東北大学,東京大学,物質材料研究機構らの研究グループは,シリコンカーバイド(SiC)上のエピタキシャルグラフェンにおいて,走査トンネル顕微鏡(STM)による電流測定に現れるフォノンのシグナルの空間依存性を高精度に測定し,SiC基板とグラフェンの界面に潜む低エネルギーフォノンの存在を明らかにした(ニュースリリース)。
SiCの熱分解によるエピタキシャルグラフェン形成は高品質なグラフェンを絶縁体基板上に作成する方法として着目されているが,グラフェン中での電子移動度が理論値よりも大幅に低下するという問題があった。
電子移動度が下がる重要な原因の一つに,基板とグラフェンの界面に存在するフォノンがある。しかし,界面のフォノンを観測することは非常に難しく,その詳細は明らかになっていなかった。

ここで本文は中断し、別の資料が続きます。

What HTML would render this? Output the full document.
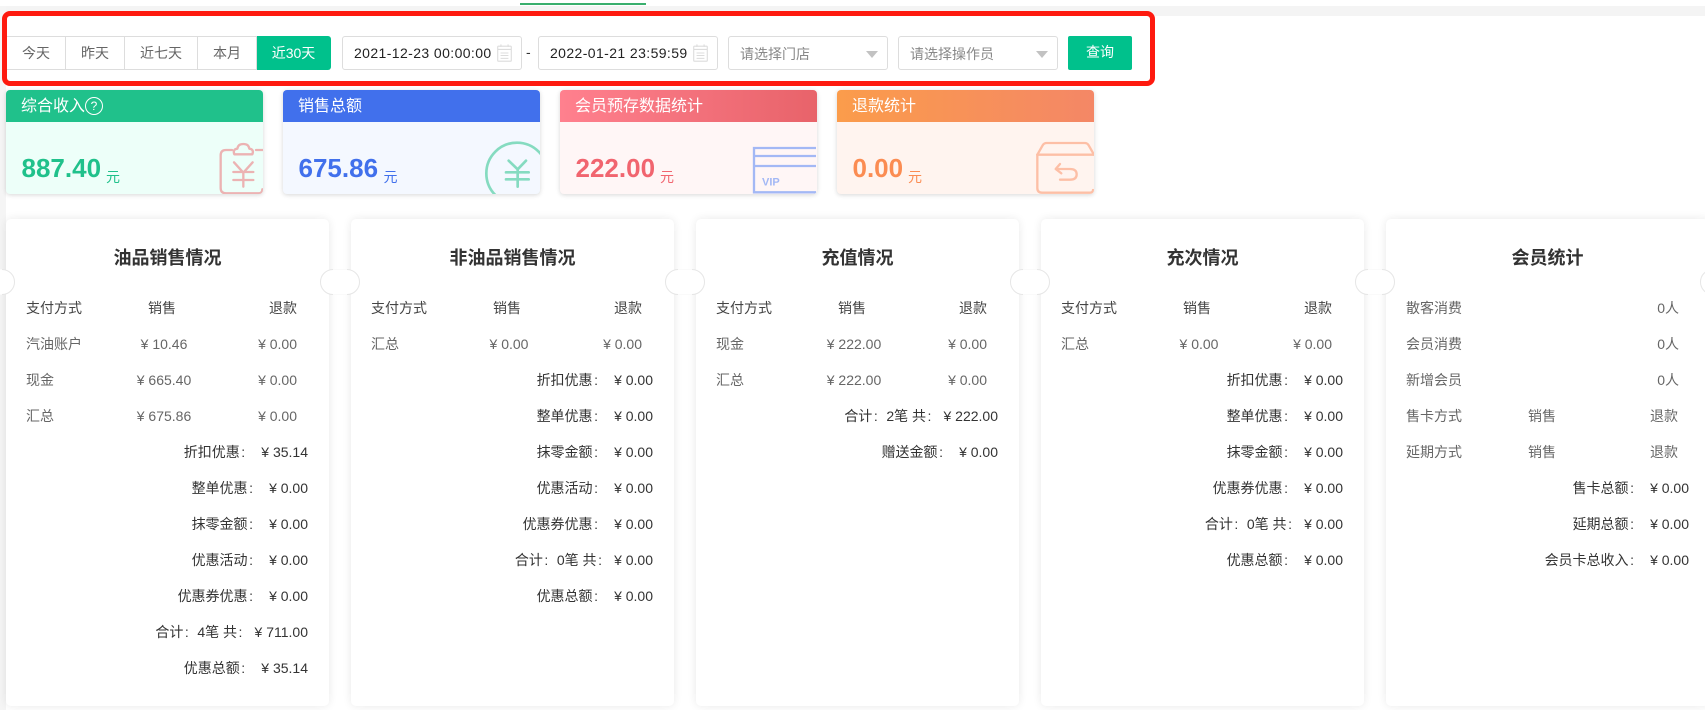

今回の研究では,トンネル電子がフォノンと衝突することによってエネルギーを失う非弾性過程の空間依存性を測定するSTM実験と,界面構造と電子・フォノン状態の相関を第一原理計算によって明らかにすることによって,ダングリングボンドを持ったシリコン(Si)原子によって特徴的な界面フォノンが生じていることを解明した。
この研究成果により,電界効果トランジスタなどグラフェンデバイスの性能向上につながることが期待される。また同様の測定方法・理論解析を他の層状物質系に応用し,層状物質での輸送特性における界面の効果を明らかにすることが可能であるとしている。